Last month, we arrived in Istanbul slap bang in the middle of the holy month of Ramadan and, one evening, our friends invited us to help with the preparations for an iftar dinner for 40 people. On the menu was a spinach and yoghurt soup dressed with caramelised onions and mint-infused butter, spiced veal and a smoked bulgar wheat pilaf with peppers, aubergines and almonds; the meal was finished off with Ramazan pidesi (a traditional soft leavened bread with a patterned crust topped with sesame and nigella seeds), cheese and fresh cherries for dipping into a tahini and carob molasses spread. The latter was a bit of a revelation to me because I naturally shun the sweet stuff but this has a nutty savoury edge to it that I loved.

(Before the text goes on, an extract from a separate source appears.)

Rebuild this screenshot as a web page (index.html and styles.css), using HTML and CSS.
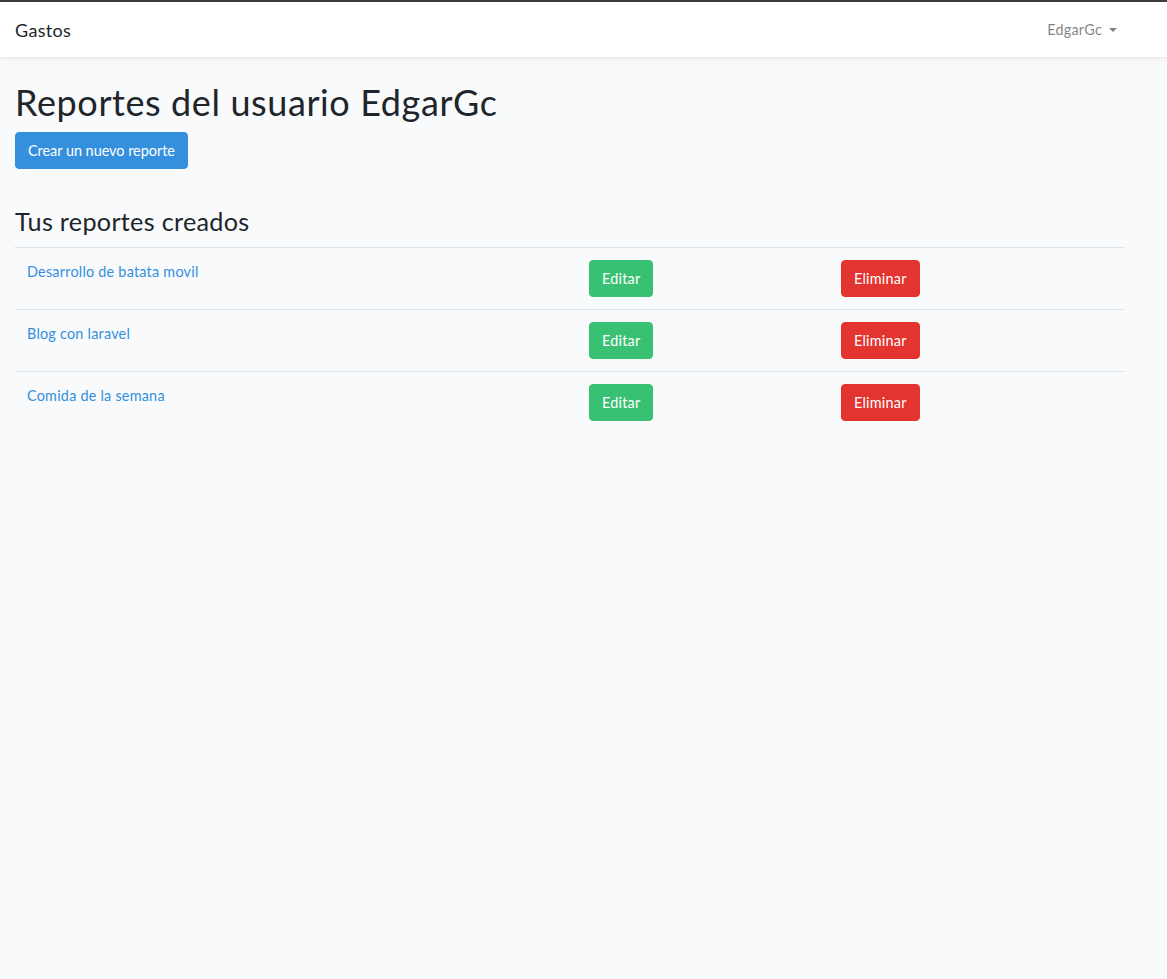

I’ve since discovered that this is a combo enjoyed all around the eastern Mediterranean countries (and across the Middle East) where it is much beloved by children and revered by adults who fondly remember being given it on fresh bread when they returned home from school. This is a really great way of getting an energising sweet hit without the guilt because of the natural nutritional properties of the two ingredients.
2 tbsp of light tahini
1-2 tbsp carob molasses (or grape molasses for a less chocolatey flavour)
How I make it
Add 1 tbsp of carob molasses to the tahini, mix together and taste. If you want it to be a bit sweeter, add more molasses.
According to my friend Gamze, the proportion should be one quarter molasses to three quarters of tahini and never more than half and half.
This is gorgeous with my freshly baked Lebanese holy bread with orange blossom water and rosewater.